Residents of the three southern provinces and the cities of Bishkek, Osh and Tokmak shared ideas on how to make progress in those priorities, Kadyrov said, adding that they have two or three months to draw up a detailed plan for ways to fight extremism in 2017.
"Before this forum, I had no idea how acute the problem of extremism was for our country," Aijan Khojayeva, a spokeswoman for the Batken Province branch of the Kyrgyz NGO Manas House of Youth, told Caravanserai. "We youth leaders should help the authorities prevent such phenomena."
Youth leaders plan now to hold internal training meetings for House of Youth volunteers in Batken Province to communicate the knowledge they acquired at the meeting, Khojayeva said.
"We'll use our widespread network of volunteers to ensure as many people as possible learn how important it is to prevent threats like extremism and terrorism," she said.
Noticing common traits
After years of observing extremism, security specialists have identified some common traits in radicalised youth.

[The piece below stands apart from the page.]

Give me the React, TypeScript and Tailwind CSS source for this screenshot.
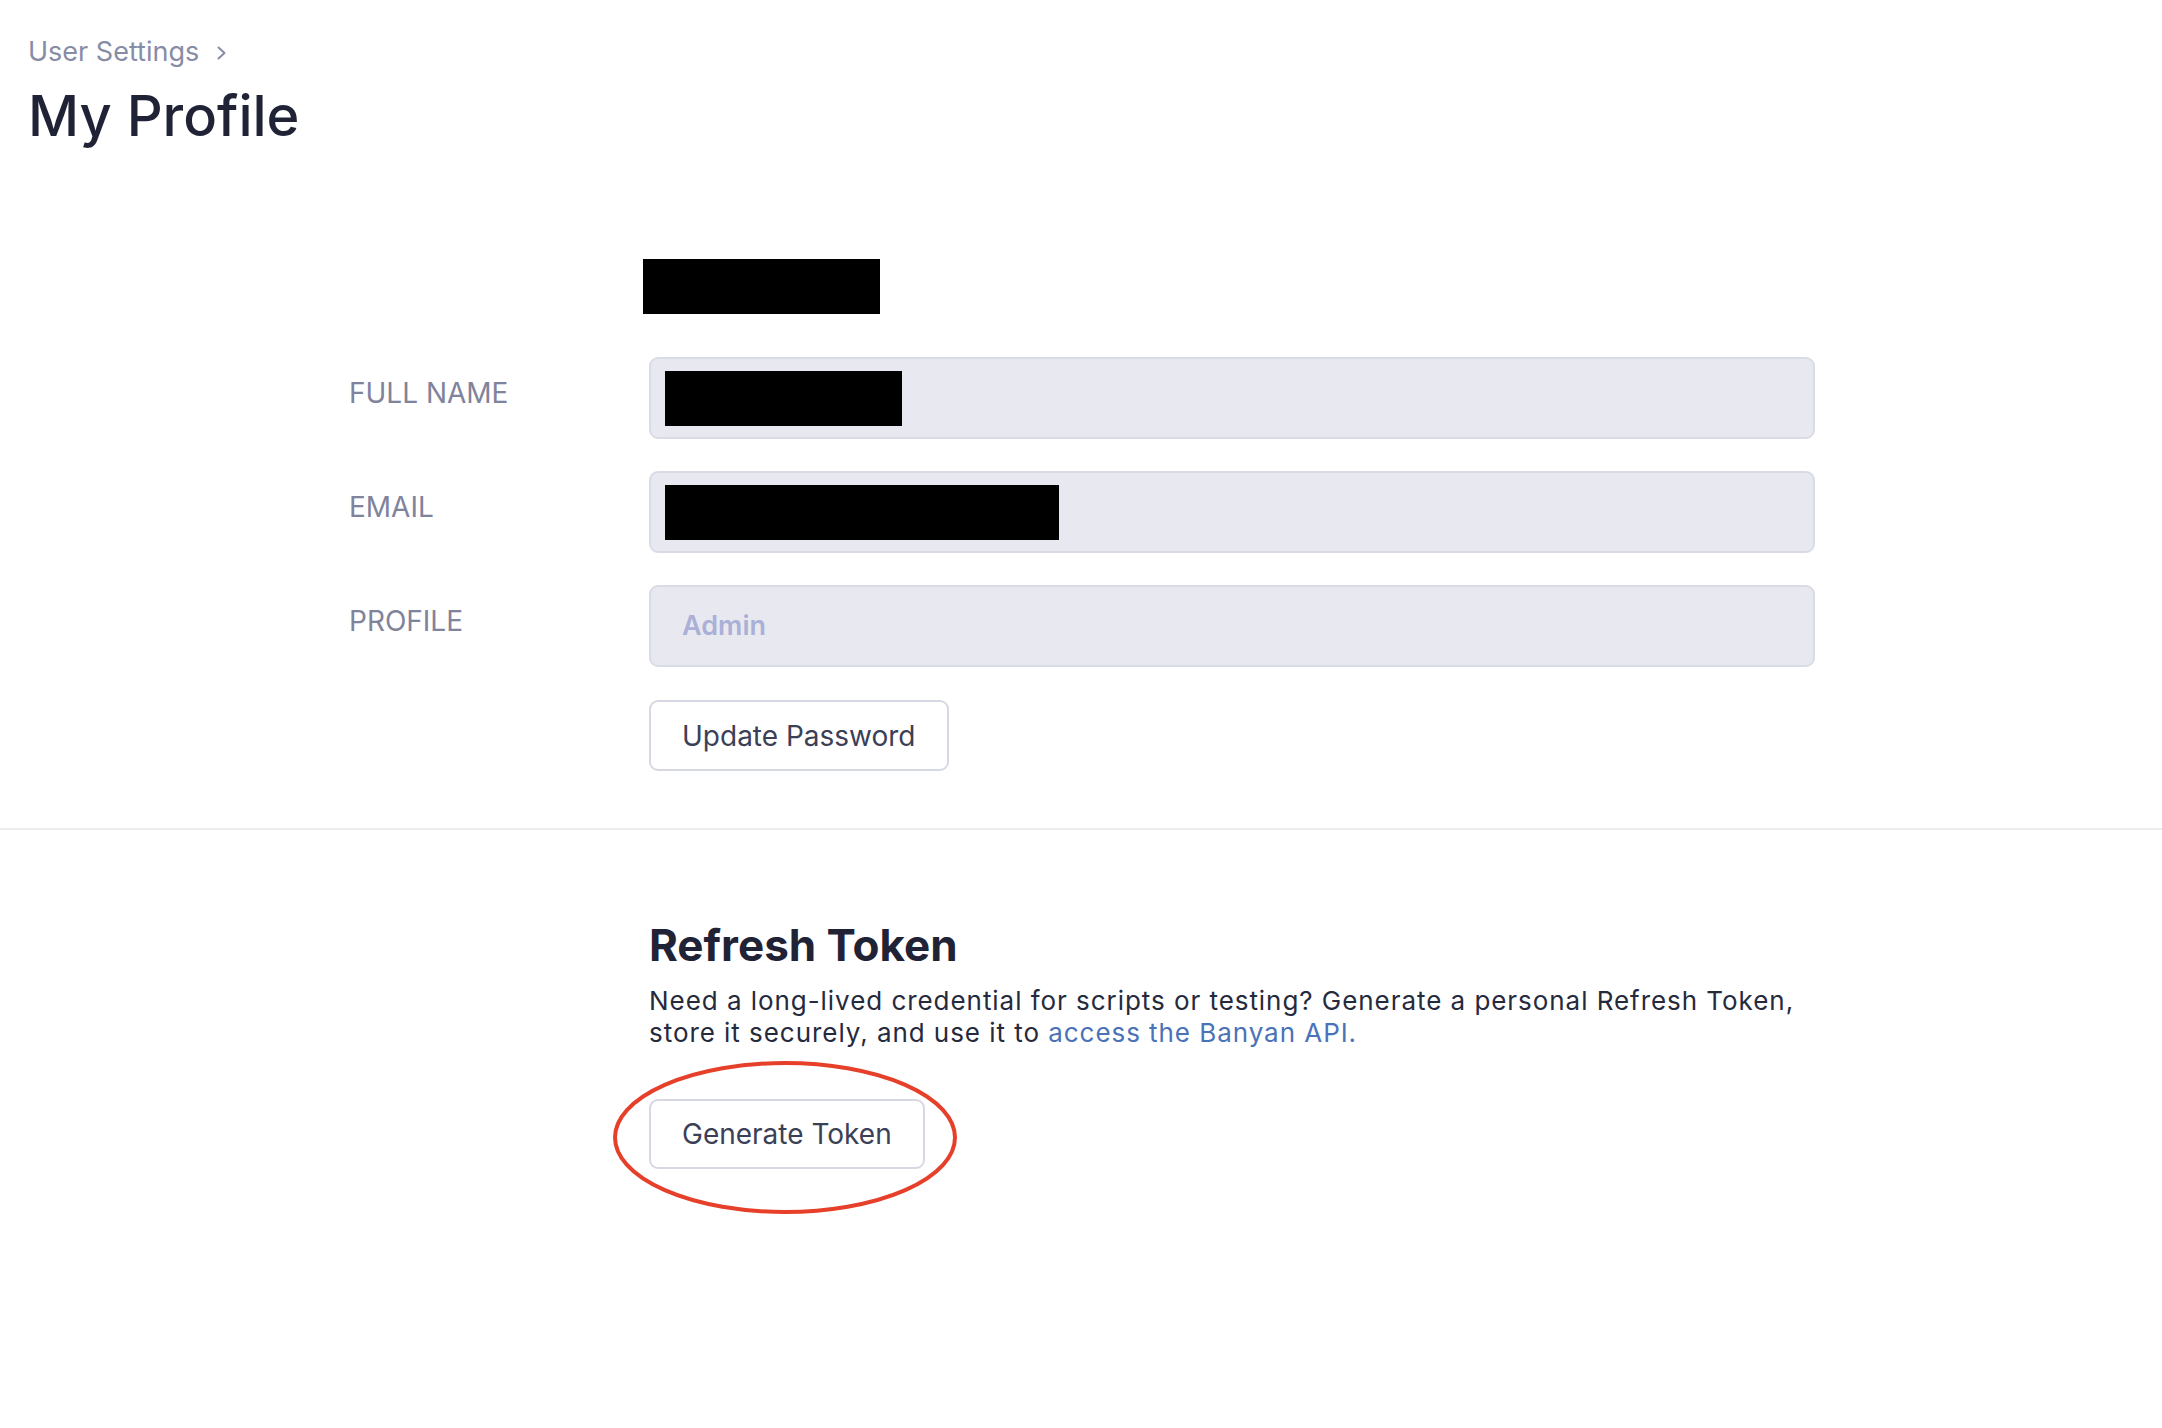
export default function App() {
  const rows = [
    { label: "FULL NAME", kind: "box", w: 237 },
    { label: "EMAIL", kind: "box", w: 394 },
    { label: "PROFILE", kind: "text", value: "Admin" },
  ];
  return (
    <div className="min-h-[1428px] bg-white font-['Inter',sans-serif] text-[#21253a]">
      <header className="pl-[28px] pt-[34px]">
        <div className="flex items-center gap-[17px] text-[27px] leading-[36px] text-[#878ca6]">
          <span>User Settings</span>
          <svg width="12" height="14" viewBox="0 0 12 14" fill="none" className="mt-[1px]">
            <polyline points="2.5,1.5 8.5,7 2.5,12.5" stroke="#878ca6" strokeWidth="2" strokeLinecap="round" strokeLinejoin="round" />
          </svg>
        </div>
        <h1 className="mt-[11px] text-[56px] leading-[70px] font-medium text-[#1f2335]">My Profile</h1>
      </header>

      <section className="mx-auto w-[1468px] pt-[108px] pb-[57px]">
        <div className="pl-[296px]">
          <div className="h-[55px] w-[237px] bg-black" />
        </div>
        <div className="mt-[43px] flex flex-col gap-[32px]">
          {rows.map((r) => (
            <div key={r.label} className="flex">
              <div className="w-[302px] shrink-0 pt-[16px] pl-[2px] text-[28px] leading-[40px] text-[#7f839c]">{r.label}</div>
              <div className="flex h-[82px] w-[1168px] items-center rounded-[9px] border-2 border-[#d9dbe6] bg-[#e8e9f0] pl-[14px]">
                {r.kind === "box" ? (
                  <div className="h-[55px] bg-black" style={{ width: r.w }} />
                ) : (
                  <span className="pl-[17px] text-[27px] font-semibold text-[#aab0d6]">{r.value}</span>
                )}
              </div>
            </div>
          ))}
        </div>
        <div className="mt-[33px] pl-[302px]">
          <button className="h-[71px] rounded-[9px] border-2 border-[#d6d8e3] bg-white px-[31px] text-[28px] text-[#3c4056]">
            Update Password
          </button>
        </div>
      </section>

      <div className="h-[2px] w-full bg-[#ededf0]" />

      <section className="mx-auto w-[1468px] pt-[88px] pl-[302px]">
        <h2 className="text-[44px] leading-[54px] font-bold text-[#1f2335]">Refresh Token</h2>
        <p className="mt-[13px] w-[1168px] text-[26px] leading-[32px] tracking-[0.95px] text-[#262a3d]">
          Need a long-lived credential for scripts or testing? Generate a personal Refresh Token, store it securely, and use it to{" "}
          <a className="text-[#4a72b8]">access the Banyan API.</a>
        </p>
        <div className="mt-[50px]">
          <div className="relative inline-block">
            <button className="h-[70px] rounded-[9px] border-2 border-[#d6d8e3] bg-white px-[31px] text-[28px] text-[#3c4056]">
              Generate Token
            </button>
            <svg className="pointer-events-none absolute left-[-36px] top-[-38px]" width="344" height="153" viewBox="0 0 344 153" fill="none">
              <ellipse cx="172" cy="76.5" rx="170" ry="74.5" stroke="#e6402a" strokeWidth="4" />
            </svg>
          </div>
        </div>
      </section>
    </div>
  );
}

Youth with little education, a narrow point of view and poor knowledge of religion are particularly vulnerable, Osh police Lt. Col. Bakyt Dubanayev told Caravanserai.
Although authorities say the flow of radicalised Kyrgyz to Syria and Iraq has slowed this year, they remain busy fighting the extremism threat.
During the first quarter of 2016, police discovered 135 cases of extremism and made 94 arrests in connection with charges of extremism, the Interior Ministry (MVD) said in its report on that quarter. Youth figure more prominently in such reports as time goes on, authorities say.